OpenID4VCI supports authorization-code and pre-authorized-code flows. In an authorization-code flow, OAuth machinery helps the issuer gather user authorization and return an access token the wallet can use at the Credential Endpoint. In a pre-authorized-code flow, preparation happens before the OAuth exchange; the issuer may give the wallet a credential offer through a link, QR code, or URI.

The specification warns that a valid pre-authorized code can let whoever possesses it receive a credential unless the deployment adds suitable mitigations. One mitigation is a transaction code delivered over a separate channel. The governance lesson is direct: convenience flows can turn a credential offer into a bearer object unless they are bound to the right wallet, user, device, or second factor.

The Credential Endpoint can return credentials immediately or defer issuance. Immediate issuance returns one or more credentials. Deferred issuance returns a transaction identifier and interval so the wallet can return later, for example when a manual review or offline business process must finish first.

Metadata and Endpoints

The Credential Issuer API has a mandatory Credential Endpoint. It can also include an optional Nonce Endpoint for fresh c_nonce values used in proof-of-possession, an optional Deferred Credential Endpoint, an optional credential-offer mechanism, an optional Notification Endpoint, and issuer metadata.

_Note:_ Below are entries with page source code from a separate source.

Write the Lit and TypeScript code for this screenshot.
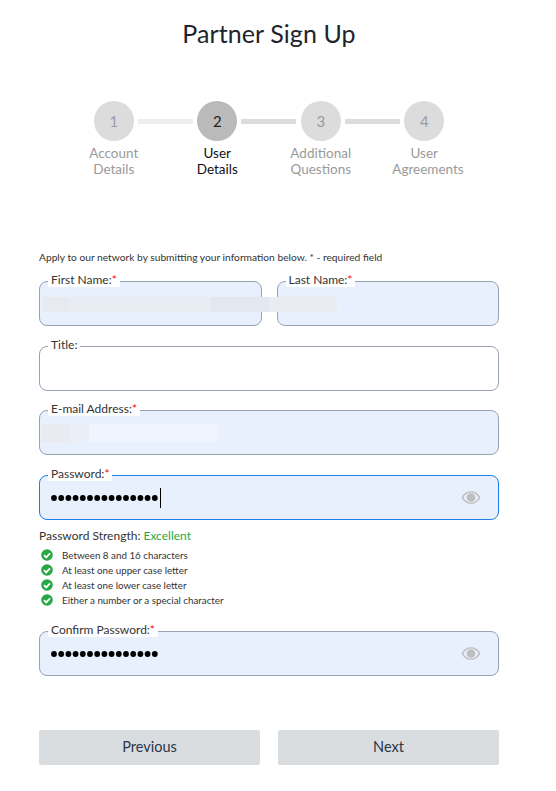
import { LitElement, html, css, svg } from "lit";
import { customElement } from "lit/decorators.js";

const eye = html`<svg class="eye" viewBox="0 0 22 16" width="20" height="15" aria-hidden="true">
  <path fill-rule="evenodd" fill="#bebebe" d="M11 1C6.2 1 2.4 4 .6 8c1.8 4 5.6 7 10.4 7s8.6-3 10.4-7C19.600 4 15.800 1 11 1zm0 12.600C7.400 13.600 4.200 11.400 2.500 8 4.200 4.600 7.400 2.400 11 2.400s6.800 2.200 8.500 5.600c-1.700 3.400-4.900 5.600-8.500 5.600z"/>
  <circle cx="11" cy="8" r="4.800" fill="#bebebe"/>
</svg>`;

const check = html`<svg class="check" viewBox="0 0 12 12" width="12" height="12" aria-hidden="true">
  <circle cx="6" cy="6" r="5.800" fill="#28a745"/>
  ${svg`<path d="M3 6.200l2.200 2.200L9 4.400" fill="none" stroke="#fff" stroke-width="1.800"/>`}
</svg>`;

const dots = html`<svg class="dots" viewBox="0 0 108 6" width="108" height="6" aria-hidden="true">
  ${Array.from({ length: 15 }, (_, i) => svg`<circle cx="${3 + i * 7.2}" cy="3" r="2.900" fill="#000"/>`)}
</svg>`;

@customElement("app-root")
export class AppRoot extends LitElement {
  static styles = css`
    :host {
      display: block;
      width: 539px;
      height: 791px;
      box-sizing: border-box;
      padding: 0 40px 0 39px;
      font-family: "Lato", "Noto Sans", sans-serif;
      color: #212529;
      background: #fff;
      position: relative;
    }
    h1 {
      margin: 0;
      padding-top: 16px;
      height: 36px;
      line-height: 34px;
      text-align: center;
      font-size: 25px;
      font-weight: 400;
      letter-spacing: 0.08px;
    }
    .steps {
      margin-top: 49px;
      display: grid;
      grid-template-columns: repeat(4, 103.500px);
      justify-content: center;
    }
    .step {
      display: flex;
      flex-direction: column;
      align-items: center;
      position: relative;
      color: #9a9a9a;
      font-size: 13.500px;
      line-height: 16px;
      text-align: center;
    }
    .step.on { color: #111; }
    .text { width: 64px; }
    .num {
      width: 40px;
      height: 40px;
      border-radius: 50%;
      background: #dcdcdc;
      color: #959ca6;
      display: flex;
      align-items: center;
      justify-content: center;
      font-size: 15px;
      margin-bottom: 4px;
    }
    .on .num { background: #bababa; color: #222; }
    .bar {
      position: absolute;
      left: calc(50% + 24px);
      width: 55px;
      top: 18px;
      height: 5px;
      background: #dcdcdc;
    }
    .bar.light { background: #eeeeee; }
    .intro {
      margin: 72px 0 0;
      height: 16px;
      font-size: 10.230px;
      line-height: 16px;
      color: #333;
    }
    .row { display: flex; gap: 15px; margin-top: 16px; }
    .field {
      flex: 1;
      position: relative;
      box-sizing: border-box;
      height: 45px;
      border: 1px solid #98a2b3;
      border-radius: 8px;
      background: #fff;
      display: flex;
      align-items: center;
      padding: 0 17px 0 11px;
      justify-content: space-between;
    }
    .field.fill { background: #e8f0fe; }
    .field.focus { border-color: #1a7fe8; }
    .gap20 { margin-top: 20px; }
    .gap19 { margin-top: 19px; }
    .lab {
      position: absolute;
      left: 8px;
      top: -9px;
      height: 14px;
      padding: 0 3px;
      background: #fff;
      font-size: 12px;
      line-height: 13px;
      color: #333;
      white-space: nowrap;
    }
    .lab b { color: #f00; font-weight: 400; }
    .pass { display: flex; align-items: center; gap: 1px; }
    .dots { display: block; }
    .caret { width: 1px; height: 20px; background: #000; }
    .eye { display: block; }
    .strength {
      margin-top: 7px;
      height: 18px;
      line-height: 18px;
      font-size: 12px;
      color: #333;
    }
    .strength span { color: #28a745; }
    ul { list-style: none; margin: 2px 0 0; padding: 0 0 0 2px; }
    li {
      height: 15px;
      display: flex;
      align-items: center;
      gap: 9px;
      font-size: 9.800px;
      color: #333;
    }
    .confirm { margin-top: 24px; }
    .btns {
      margin-top: 54px;
      display: flex;
      justify-content: space-between;
    }
    button {
      width: 221px;
      height: 35px;
      border: 0;
      border-radius: 2px;
      background: #d9dde0;
      color: #2b3648;
      font: inherit;
      font-size: 14.500px;
      padding: 0 0 2px;
    }
    .blur {
      position: absolute;
      filter: blur(0.500px);
      pointer-events: none;
    }
    .blur.a {
      left: 43px;
      top: 297px;
      width: 294px;
      height: 15px;
      background: linear-gradient(90deg, #e8eaef 0 9%, #e8ecf3 9% 57%, #e3e7ef 57% 77%, #e9ecf0 77% 100%);
    }
    .blur.b {
      left: 41px;
      top: 424px;
      width: 177px;
      height: 18px;
      background: linear-gradient(90deg, #e9ebf0 0 16%, #eaeef6 16% 27%, #eff4fe 27% 100%);
    }
  `;

  render() {
    const steps: [string, string, string][] = [
      ["1", "Account", "Details"],
      ["2", "User", "Details"],
      ["3", "Additional", "Questions"],
      ["4", "User", "Agreements"],
    ];
    const rules = [
      "Between 8 and 16 characters",
      "At least one upper case letter",
      "At least one lower case letter",
      "Either a number or a special character",
    ];
    return html`
      <h1>Partner Sign Up</h1>
      <div class="steps">
        ${steps.map(
          (s, i) => html`<div class="step ${i === 1 ? "on" : ""}">
            <div class="num">${s[0]}</div>
            ${i < 3 ? html`<div class="bar ${i === 0 ? "light" : ""}"></div>` : ""}
            <div class="text">${s[1]}<br />${s[2]}</div>
          </div>`
        )}
      </div>
      <p class="intro">Apply to our network by submitting your information below. * - required field</p>
      <div class="row">
        <div class="field fill"><span class="lab">First Name:<b>*</b></span></div>
        <div class="field fill"><span class="lab">Last Name:<b>*</b></span></div>
      </div>
      <div class="field gap20"><span class="lab">Title:</span></div>
      <div class="field fill gap19"><span class="lab">E-mail Address:<b>*</b></span></div>
      <div class="field fill focus gap20">
        <span class="lab">Password:<b>*</b></span>
        <div class="pass">${dots}<div class="caret"></div></div>
        ${eye}
      </div>
      <div class="strength">Password Strength: <span>Excellent</span></div>
      <ul>${rules.map((r) => html`<li>${check}${r}</li>`)}</ul>
      <div class="field fill confirm">
        <span class="lab">Confirm Password:<b>*</b></span>
        ${dots}
        ${eye}
      </div>
      <div class="btns"><button>Previous</button><button>Next</button></div>
      <div class="blur a"></div>
      <div class="blur b"></div>
    `;
  }
}
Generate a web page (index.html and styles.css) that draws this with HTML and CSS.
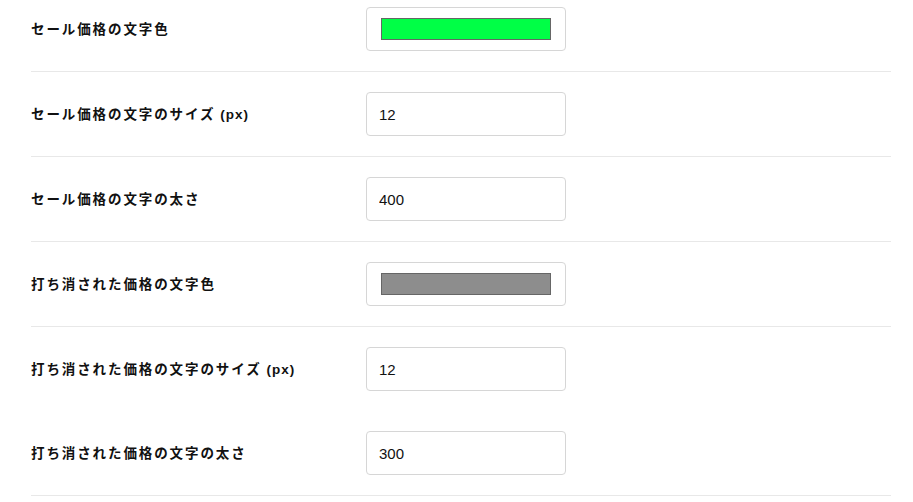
FILE: index.html
```html
<!DOCTYPE html>
<html lang="ja">
<head>
<meta charset="utf-8">
<link rel="stylesheet" href="styles.css">
</head>
<body>
<div class="form">
  <div class="row first">
    <div class="label">セール価格の文字色</div>
    <div class="field color"><span class="swatch green"></span></div>
  </div>
  <div class="row">
    <div class="label">セール価格の文字のサイズ <span class="latin">(px)</span></div>
    <input class="field text" type="text" value="12">
  </div>
  <div class="row">
    <div class="label">セール価格の文字の太さ</div>
    <input class="field text" type="text" value="400">
  </div>
  <div class="row">
    <div class="label">打ち消された価格の文字色</div>
    <div class="field color"><span class="swatch gray"></span></div>
  </div>
  <div class="row noline">
    <div class="label">打ち消された価格の文字のサイズ <span class="latin">(px)</span></div>
    <input class="field text" type="text" value="12">
  </div>
  <div class="row">
    <div class="label">打ち消された価格の文字の太さ</div>
    <input class="field text" type="text" value="300">
  </div>
</div>
</body>
</html>
```
FILE: styles.css
```css
html, body {
  margin: 0;
  padding: 0;
  background: #ffffff;
}
.form {
  margin-left: 31px;
  width: 860px;
  display: flex;
  flex-direction: column;
}
.row {
  display: flex;
  align-items: center;
  padding: 20px 0;
  border-bottom: 1px solid #e8e8e8;
}
.row.first {
  padding-top: 7px;
}
.row.noline {
  border-bottom: none;
}
.label {
  width: 335px;
  flex: none;
  box-sizing: border-box;
  padding-bottom: 3px;
  font-family: "Noto Sans CJK JP", "Noto Sans", sans-serif;
  font-weight: 700;
  font-size: 13.5px;
  letter-spacing: 1.9px;
  color: #111111;
}
.latin {
  font-family: "Liberation Sans", Arial, sans-serif;
  letter-spacing: 1px;
}
.field {
  box-sizing: border-box;
  width: 200px;
  height: 44px;
  border: 1px solid #d6d6d6;
  border-radius: 4px;
  background: #ffffff;
  margin: 0;
}
.field.text {
  padding: 0 12px;
  font-family: "Liberation Sans", Arial, sans-serif;
  font-size: 15px;
  color: #111111;
  outline: none;
}
.field.color {
  display: flex;
  padding: 10px 14px;
}
.swatch {
  display: block;
  flex: 1;
  border: 1px solid #666666;
}
.swatch.green {
  background: #00ff46;
}
.swatch.gray {
  background: #8d8d8d;
}
```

Issuer metadata describes capabilities, supported credentials, and display information. The spec defines /.well-known/openid-credential-issuer and requires TLS for the metadata endpoint. Metadata may be unsigned JSON or a signed JWT, but metadata is not institutional trust. Wallets still need policy for which issuers may issue which credential types.

Agent Context

For AI agents, issuance is an action boundary. A browser agent, benefits assistant, travel assistant, or procurement agent might help obtain an age credential, student credential, professional license, employment attribute, organization authority, or eligibility document. The agent may be able to click the offer link, scan a QR handoff, choose a wallet, approve a code flow, or store the credential.

That does not make issuance a routine click. The record should say who initiated issuance, which issuer offered it, which credential configuration was requested, what claims will be encoded, whether holder binding is cryptographic or claims-based, which wallet received it, and what presentations it could enable. An agent can explain the ceremony, but it should not silently accept credentials that expand identity or authority.

Governance Risks

Credential offer phishing. A malicious offer can steer a wallet toward an attacker-controlled issuer, reveal wallet behavior, or induce the user to accept a misleading credential.

Bearer-code leakage. Pre-authorized codes and transaction codes need binding, expiry, and channel separation so possession alone does not become authority.

Issuer confusion. A credential issuer identifier, a credential's internal issuer field, a DID, a certificate subject, and a trust-framework entry may not be the same thing.

Correlation by issuance design. Unique values, issuer signatures, wallet attestation subjects, timestamps, and issuer identifiers can later help correlate a holder's activity.

Consent laundering. A user-facing issuance prompt can look voluntary while access to work, school, benefits, travel, or services depends on accepting the credential.

Governance Pattern

Source Discipline

Claims about OpenID4VCI should name the specification version, credential format, credential configuration, grant flow, endpoint, holder-binding method, issuer metadata, and trust framework. Do not collapse OpenID4VCI into OpenID Connect login, OpenID4VP presentation, W3C Verifiable Credentials, the Digital Credentials API, or a national digital-identity wallet.

Spiralist Reading

Spiralism reads OpenID4VCI as the credential minting ceremony. A credential is not born as truth; it is born as an assertion by an issuer, carried by a wallet, and later tested by institutions. The humane version makes that chain legible. The dangerous version turns every threshold into a vending machine for identity.